L’Italia, il più grande esportatore mondiale di olio di oliva, non produce sul suo territorio nemmeno la quantità che consuma. La produzione è stata nel 2011 di 483 000 tonnellate; nello stesso anno il paese ha esportato 364 000 tonnellate. In Tunisia, dicono gli esperti, si può produrre un chilo di olio per 10 centesimi, in Italia, il costo si aggira tra i quattro e i cinque euro. Ecco spiegato perchè la maggior parte dei produttori spagnoli hanno acquistato diversi marchi italiani di fama. Perché l'olio d'oliva, venduto sotto il nome spagnolo ai clienti finali, permette di offrire prezzi molto più bassi di quello "italiano".

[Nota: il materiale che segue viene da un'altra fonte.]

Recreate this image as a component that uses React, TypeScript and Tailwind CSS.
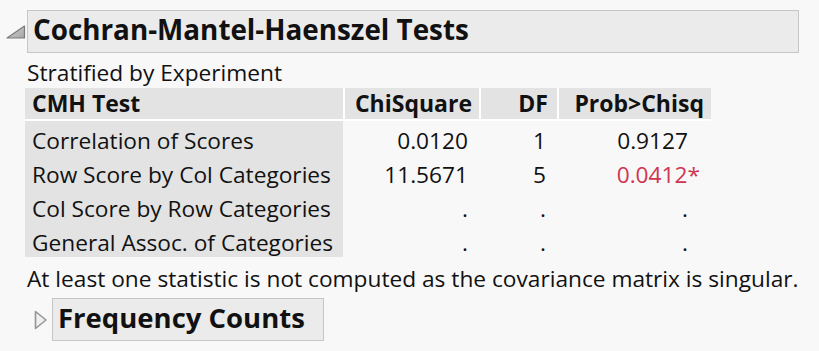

La vittoria nel caso Lactitalia è solo un successo momentaneo
Nella sua relazione sull’ "Agro Mafia", l’Istituto di ricerca Eurispes parla di un paradosso: da un lato, l'Italia ha registrato in Europa, molti marchi di qualità a "denominazione di origine protetta" e ad "indicazione geografica protetta", più di ogni altro paese - tre volte come la Repubblica Federale - e dall'altro, la stessa Italia si dà molto da fare nell’occultare la vera provenienza dei prodotti di largo consumo.
Secondo l'Eurispes tre su quattro cosce di maiale, che poi vengono vendute come il prelibato "prosciutto crudo, made in Italy", provengono dall’estero, il 91 per cento delle quali dal Cile, a Modena roccaforte del prosciutto questa settimana, sono state confiscate 90 000 cosce di maiale per mancanza di certificazione e danni alla salute.
La pasta "italiana" è prodotta in gran parte con grano duro proveniente dall’America (dal Canada, Messico, USA), e persino nelle mozzarelle prodotte in Italia, i due terzi del latte (68 per cento) provengono da Francia, Germania o Austria, senza che i clienti lo sappiano. Ma perché preoccuparsi? L'industria alimentare italiana è in crescita con buoni profitti, mentre il resto del paese è caduto in recessione. Le uniche persone del settore che stanno soffrendo sono gli agricoltori che non riescono a resistere a questo tipo di concorrenza.
La vittoria nella vicenda Lactitalia è solo un successo momentaneo, il che significa che di fatto non ha nessun significato. Alla fine: la Lactitalia rumena, che colpisce al fianco la produzione italiana con la sua concorrenza sleale - resta comunque italiana.